Les bases du redressement existent, car le Venezuela, au-delà de ses exceptionnelles ressources en hydrocarbures, dispose d’immenses richesses naturelles (or, argent, diamants, bauxite), d’un potentiel agricole et touristique exceptionnel, d’une classe moyenne éduquée ainsi que de remarquables élites. Mais il n’est pas de solution possible sans un changement drastique de modèle économique et social, associé à une restructuration financière et une aide internationale. Donc sans le départ du président Maduro et la fin du chavisme.
La tragédie vénézuélienne renvoie moins à la malédiction des matières premières qu’à une idéologie dévastatrice pour l’économie, les libertés et l’humanité. Le stade suprême de la révolution bolivarienne dont se réclame Jean-Luc Mélenchon, c’est la dictature militaire, la paupérisation absolue des masses, la guerre de tous contre tous.

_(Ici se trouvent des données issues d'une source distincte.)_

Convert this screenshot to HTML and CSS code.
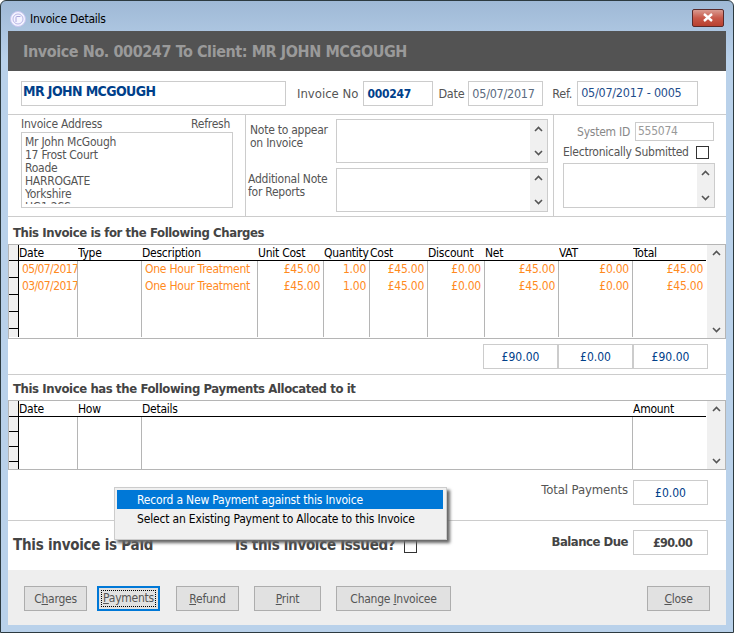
FILE: index.html
```html
<!DOCTYPE html>
<html lang="en">
<head>
  <meta charset="UTF-8" />
  <title>Invoice Details</title>
  <link rel="stylesheet" href="styles.css">
</head>
<body>
  <svg class="defs" width="0" height="0">
    <symbol id="chev-up" viewBox="0 0 9 6"><path d="M1 5 L4.5 1.5 L8 5" fill="none" stroke="#555" stroke-width="1.6"/></symbol>
    <symbol id="chev-down" viewBox="0 0 9 6"><path d="M1 1 L4.5 4.5 L8 1" fill="none" stroke="#555" stroke-width="1.6"/></symbol>
  </svg>

  <div class="window">
    <div class="titlebar">
      <div class="app-icon">
        <svg width="16" height="16" viewBox="0 0 16 16"><circle cx="8" cy="8" r="7.5" fill="#f4f4ff" stroke="#c9c6f0"/><circle cx="8" cy="8" r="5" fill="none" stroke="#b9b6e6"/><path d="M6 11 V6.5 Q6 5.5 7 5.5 H10.5" fill="none" stroke="#a9a6dc"/></svg>
      </div>
      <span class="window-title">Invoice Details</span>
      <div class="close-x">
        <svg width="12" height="9" viewBox="0 0 12 9"><path d="M2 1 L10 8 M10 1 L2 8" stroke="#fff" stroke-width="2.4"/></svg>
      </div>
    </div>

    <div class="client">
      <div class="banner">Invoice No. 000247 To Client: MR JOHN MCGOUGH</div>

      <div class="top-row">
        <div class="field name-box">MR JOHN MCGOUGH</div>
        <label class="lbl lbl-no">Invoice No</label>
        <div class="field inv-no">000247</div>
        <label class="lbl lbl-date">Date</label>
        <div class="field date-box">05/07/2017</div>
        <label class="lbl lbl-ref">Ref.</label>
        <div class="field ref-box">05/07/2017 - 0005</div>
      </div>

      <div class="details">
        <div class="address-col">
          <div class="address-head"><span>Invoice Address</span><span>Refresh</span></div>
          <div class="address-box"><div class="address-text">Mr John McGough<br>17 Frost Court<br>Roade<br>HARROGATE<br>Yorkshire<br>HG1 2SS</div></div>
        </div>
        <div class="notes-col">
          <div class="note-row">
            <div class="note-label note-label-a">Note to appear<br>on Invoice</div>
            <div class="memo">
              <div class="scroll"><svg class="chev"><use href="#chev-up"/></svg><svg class="chev"><use href="#chev-down"/></svg></div>
            </div>
          </div>
          <div class="note-row">
            <div class="note-label">Additional Note<br>for Reports</div>
            <div class="memo">
              <div class="scroll"><svg class="chev"><use href="#chev-up"/></svg><svg class="chev"><use href="#chev-down"/></svg></div>
            </div>
          </div>
        </div>
        <div class="system-col">
          <div class="system-row"><span class="muted">System ID</span><div class="system-id">555074</div></div>
          <div class="submitted-row"><span>Electronically Submitted</span><div class="check"></div></div>
          <div class="memo system-memo">
            <div class="scroll"><svg class="chev"><use href="#chev-up"/></svg><svg class="chev"><use href="#chev-down"/></svg></div>
          </div>
        </div>
      </div>

      <div class="section-title charges-title">This Invoice is for the Following Charges</div>
      <div class="grid charges-grid">
        <table class="sheet">
          <colgroup><col class="c-sel"><col class="c-date"><col class="c-type"><col class="c-desc"><col class="c-unit"><col class="c-qty"><col class="c-cost"><col class="c-disc"><col class="c-net"><col class="c-vat"><col></colgroup>
          <thead>
            <tr><th class="sel"></th><th>Date</th><th>Type</th><th>Description</th><th>Unit Cost</th><th>Quantity</th><th>Cost</th><th>Discount</th><th>Net</th><th>VAT</th><th>Total</th></tr>
          </thead>
          <tbody>
            <tr><td class="sel"></td><td class="date">05/07/2017</td><td></td><td class="desc">One Hour Treatment</td><td class="num">£45.00</td><td class="num">1.00</td><td class="num">£45.00</td><td class="num">£0.00</td><td class="num">£45.00</td><td class="num">£0.00</td><td class="num">£45.00</td></tr>
            <tr><td class="sel"></td><td class="date">03/07/2017</td><td></td><td class="desc">One Hour Treatment</td><td class="num">£45.00</td><td class="num">1.00</td><td class="num">£45.00</td><td class="num">£0.00</td><td class="num">£45.00</td><td class="num">£0.00</td><td class="num">£45.00</td></tr>
            <tr><td class="sel"></td><td></td><td></td><td></td><td></td><td></td><td></td><td></td><td></td><td></td><td></td></tr>
            <tr><td class="sel"></td><td></td><td></td><td></td><td></td><td></td><td></td><td></td><td></td><td></td><td></td></tr>
            <tr class="cut"><td class="sel"></td><td></td><td></td><td></td><td></td><td></td><td></td><td></td><td></td><td></td><td></td></tr>
          </tbody>
        </table>
        <div class="scroll grid-scroll"><svg class="chev"><use href="#chev-up"/></svg><svg class="chev"><use href="#chev-down"/></svg></div>
      </div>

      <div class="totals">
        <div class="field total-box">£90.00</div>
        <div class="field total-box">£0.00</div>
        <div class="field total-box">£90.00</div>
      </div>

      <div class="section-title payments-title">This Invoice has the Following Payments Allocated to it</div>
      <div class="grid payments-grid">
        <table class="sheet">
          <colgroup><col class="c-sel"><col class="c-date"><col class="c-type"><col class="c-details"><col></colgroup>
          <thead>
            <tr><th class="sel"></th><th>Date</th><th>How</th><th>Details</th><th>Amount</th></tr>
          </thead>
          <tbody>
            <tr><td class="sel"></td><td></td><td></td><td></td><td></td></tr>
            <tr><td class="sel"></td><td></td><td></td><td></td><td></td></tr>
            <tr><td class="sel"></td><td></td><td></td><td></td><td></td></tr>
            <tr class="cut"><td class="sel"></td><td></td><td></td><td></td><td></td></tr>
          </tbody>
        </table>
        <div class="scroll grid-scroll"><svg class="chev"><use href="#chev-up"/></svg><svg class="chev"><use href="#chev-down"/></svg></div>
      </div>

      <div class="summary">
        <span class="lbl total-label">Total Payments</span>
        <div class="field total-box">£0.00</div>
      </div>

      <div class="balance">
        <span class="paid">This invoice is Paid</span>
        <span class="issued">Is this invoice Issued?</span>
        <div class="check"></div>
        <span class="balance-label">Balance Due</span>
        <div class="field total-box balance-box">£90.00</div>
      </div>

      <div class="footer">
        <button class="btn b-charges">C<u>h</u>arges</button>
        <button class="btn b-payments"><span class="focus"><u>P</u>ayments</span></button>
        <button class="btn b-refund"><u>R</u>efund</button>
        <button class="btn b-print"><u>P</u>rint</button>
        <button class="btn b-change">Change <u>I</u>nvoicee</button>
        <button class="btn b-close"><u>C</u>lose</button>
      </div>
    </div>

    <div class="popup">
      <div class="popup-item active">Record a New Payment against this Invoice</div>
      <div class="popup-item">Select an Existing Payment to Allocate to this Invoice</div>
    </div>
  </div>
</body>
</html>
```
FILE: styles.css
```css
* {
  box-sizing: border-box;
}
body {
  margin: 0;
  font-family: "DejaVu Sans Condensed", "DejaVu Sans", sans-serif;
  font-size: 12px;
  letter-spacing: -0.25px;
  color: #555;
  background: #fff;
}
.defs {
  position: absolute;
}
.window {
  position: relative;
  width: 734px;
  height: 633px;
  padding: 0 7px 7px;
  border: 1px solid #2c3a40;
  border-radius: 6px 6px 0 0;
  background: linear-gradient(to bottom, #9fb9d6 0, #b9d1ea 60px, #b9d1ea 100%);
  overflow: hidden;
}
.titlebar {
  display: flex;
  align-items: center;
  height: 30px;
  margin-left: 2px;
  padding-top: 6px;
}
.app-icon {
  display: flex;
  width: 20px;
}
.window-title {
  color: #000;
}
.close-x {
  display: flex;
  align-items: center;
  justify-content: center;
  width: 32px;
  height: 18px;
  margin-left: auto;
  margin-right: 2px;
  margin-top: -3px;
  border: 1px solid #5a2a2a;
  border-radius: 2px;
  background: linear-gradient(to bottom, #d99a90 0, #c8594a 50%, #b8402f 100%);
}
.client {
  display: flex;
  flex-direction: column;
  height: 594px;
  background: #fff;
}
.banner {
  height: 40px;
  padding: 0 15px;
  line-height: 41px;
  font-size: 16px;
  font-weight: bold;
  letter-spacing: -0.42px;
  color: #9a9a9a;
  background: #535353;
}
.top-row {
  display: flex;
  align-items: center;
  height: 44px;
  padding: 2px 0 0 13px;
  border-bottom: 1px solid #ccc;
}
.field {
  height: 25px;
  border: 1px solid #ccc;
  color: #1f4e8c;
}
.name-box {
  width: 265px;
  padding-left: 1px;
  font-size: 14px;
  font-weight: bold;
  letter-spacing: -0.6px;
  line-height: 18px;
  color: #00408a;
}
.lbl {
  color: #555;
}
.lbl-no {
  margin-left: 11px;
  font-size: 13px;
  letter-spacing: 0;
}
.inv-no {
  width: 70px;
  margin-left: 5px;
  padding-left: 3px;
  line-height: 24px;
  font-weight: bold;
  color: #00408a;
}
.lbl-date {
  margin-left: 5px;
  font-size: 12.5px;
}
.date-box {
  width: 75px;
  margin-left: 4px;
  padding-left: 3px;
  line-height: 24px;
  font-size: 12.5px;
  color: #5b6b80;
}
.lbl-ref {
  margin-left: 9px;
  font-size: 12.5px;
}
.ref-box {
  width: 121px;
  margin-left: 5px;
  padding-left: 3px;
  line-height: 22px;
  font-size: 12.5px;
  color: #1f4e8c;
}
.details {
  display: grid;
  grid-template-columns: 238px 308px 1fr;
  height: 102px;
  border-bottom: 1px solid #ccc;
}
.address-col {
  padding: 2px 12px 0 13px;
  border-right: 1px solid #ccc;
}
.address-head {
  display: flex;
  justify-content: space-between;
  height: 15px;
  padding-right: 3px;
  line-height: 15px;
}
.address-box {
  height: 76px;
  padding: 3px 3px 0;
  border: 1px solid #ccc;
  line-height: 13px;
}
.address-text {
  height: 68px;
  overflow: hidden;
}
.notes-col {
  display: flex;
  flex-direction: column;
  gap: 5px;
  padding: 4px 0 0 2px;
  border-right: 1px solid #ccc;
}
.note-row {
  display: flex;
}
.note-label {
  width: 88px;
  padding-top: 5px;
  line-height: 13px;
}
.note-label-a {
  padding-left: 2px;
}
.memo {
  display: flex;
  justify-content: flex-end;
  width: 212px;
  height: 44px;
  border: 1px solid #ccc;
}
.scroll {
  display: flex;
  flex-direction: column;
  justify-content: space-between;
  align-items: center;
  width: 17px;
  padding: 6px 0;
  background: #f0f0f0;
}
.chev {
  display: block;
  width: 9px;
  height: 6px;
}
.system-col {
  padding: 7px 0 0 9px;
}
.system-row {
  display: flex;
  justify-content: flex-end;
  align-items: center;
  gap: 5px;
  width: 151px;
  height: 19px;
}
.muted {
  color: #888;
}
.system-id {
  width: 79px;
  height: 19px;
  padding-left: 2px;
  border: 1px solid #ccc;
  line-height: 16px;
  color: #999;
}
.submitted-row {
  display: flex;
  align-items: center;
  justify-content: space-between;
  width: 146px;
  height: 22px;
}
.check {
  width: 13px;
  height: 13px;
  border: 1px solid #333;
}
.system-memo {
  width: 152px;
  height: 45px;
}
.section-title {
  padding-left: 5px;
  font-size: 13px;
  font-weight: bold;
  letter-spacing: -0.4px;
  color: #444;
}
.charges-title {
  height: 27px;
  line-height: 31px;
}
.payments-title {
  height: 25px;
  line-height: 27px;
}
.grid {
  display: flex;
  border: 1px solid #b5b5b5;
  overflow: hidden;
}
.charges-grid {
  height: 95px;
}
.payments-grid {
  height: 70px;
}
.sheet {
  flex: 1;
  table-layout: fixed;
  border-collapse: separate;
  border-spacing: 0;
  width: 698px;
  height: 0;
}
.c-sel { width: 10px; }
.c-date { width: 59px; }
.c-type { width: 64px; }
.c-desc { width: 116px; }
.c-unit { width: 66px; }
.c-qty { width: 46px; }
.c-cost { width: 58px; }
.c-disc { width: 57px; }
.c-net { width: 74px; }
.c-vat { width: 74px; }
.c-details { width: 491px; }
.sheet th {
  height: 16px;
  padding: 0;
  border-bottom: 1px solid #000;
  font-weight: normal;
  text-align: left;
  color: #000;
  white-space: nowrap;
  overflow: hidden;
}
.sheet td {
  padding: 0;
  border-right: 1px solid #b5b5b5;
  color: #ff8a1e;
  line-height: 16px;
  vertical-align: top;
  white-space: nowrap;
  overflow: hidden;
}
.sheet td:last-child {
  border-right: 0;
}
.charges-grid td {
  height: 17px;
}
.payments-grid td {
  height: 15px;
}
.sheet tr.cut td {
  height: 8px;
  font-size: 0;
}
.sheet th.sel,
.sheet td.sel {
  background: #f0f0f0;
  border-right: 1px solid #000;
  border-bottom: 1px solid #000;
}
.sheet tr.cut td.sel {
  border-bottom: 0;
}
.sheet td.date {
  padding-left: 3px;
  letter-spacing: -0.6px;
}
.sheet td.desc {
  padding-left: 3px;
}
.sheet td.num {
  padding-right: 3px;
  text-align: right;
}
.grid-scroll {
  flex: none;
  width: 18px;
  padding: 5px 0;
  margin-left: 1px;
}
.totals {
  display: flex;
  justify-content: flex-end;
  align-items: flex-start;
  height: 36px;
  padding: 5px 18px 0 0;
  border-bottom: 1px solid #ccc;
}
.total-box {
  width: 75px;
  height: 25px;
  line-height: 24px;
  text-align: center;
  letter-spacing: 0;
  color: #00408a;
}
.summary {
  display: flex;
  justify-content: flex-end;
  gap: 5px;
  height: 51px;
  padding: 10px 18px 0 0;
  border-bottom: 1px solid #ccc;
}
.total-label {
  font-size: 13px;
  letter-spacing: -0.1px;
  line-height: 20px;
}
.balance {
  display: flex;
  align-items: flex-start;
  height: 49px;
  padding: 9px 18px 0 5px;
}
.paid {
  width: 222px;
  font-size: 15px;
  font-weight: bold;
  line-height: 30px;
  color: #444;
}
.issued {
  width: 169px;
  font-size: 15px;
  font-weight: bold;
  letter-spacing: -0.3px;
  line-height: 30px;
  color: #444;
}
.balance .check {
  margin-top: 10px;
}
.balance-label {
  margin-left: auto;
  margin-right: 5px;
  font-size: 13px;
  font-weight: bold;
  letter-spacing: -0.5px;
  line-height: 24px;
  color: #444;
}
.balance-box {
  padding-left: 4px;
  font-weight: bold;
  font-size: 12.5px;
  letter-spacing: -0.7px;
  color: #444;
}
.footer {
  display: flex;
  flex: 1;
  padding: 16px 0 0 16px;
  background: #eee;
}
.btn {
  height: 25px;
  padding: 0;
  border: 1px solid #adadad;
  background: #e1e1e1;
  font: inherit;
  letter-spacing: inherit;
  color: #555;
}
.b-charges { width: 63px; margin-right: 10px; }
.b-payments {
  width: 63px;
  margin-right: 16px;
  padding: 2px;
  border: 2px solid #0078d7;
}
.focus {
  display: block;
  height: 17px;
  line-height: 15px;
  border: 1px dotted #000;
}
.b-refund { width: 63px; margin-right: 15px; }
.b-print { width: 67px; margin-right: 15px; }
.b-change { width: 115px; }
.b-close { width: 63px; margin-left: auto; margin-right: 16px; }
.popup {
  position: absolute;
  left: 113px;
  top: 486px;
  width: 333px;
  height: 53px;
  padding: 2px;
  border: 1px solid #ccc;
  background: #f0f0f0;
  box-shadow: 3px 3px 3px #666;
  letter-spacing: -0.18px;
}
.popup-item {
  height: 19px;
  padding-left: 20px;
  margin-right: 1px;
  line-height: 20px;
  color: #000;
}
.popup-item.active {
  background: #0078d7;
  color: #fff;
}
```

Mario Vargas Llosa, Prix Nobel de littérature, commentait en 2010 la chronique de la ruine annoncée du Venezuela par Hugo Chavez dans les termes suivants : « L’existence d’un caudillo charismatique suppose toujours l’abdication de la volonté, du libre arbitre, de l’esprit créateur et de la rationalité de tout un peuple devant un individu reconnu comme un être supérieur, mieux doté pour décider du bien et du mal pour un pays tout entier en matière économique, politique, culturelle, sociale, scientifique. Est-ce cela que nous voulons ? Qu’un nouveau Chavez vienne nous libérer de Chavez ? » Notre pays a besoin de tout sauf d’un nouveau Chavez.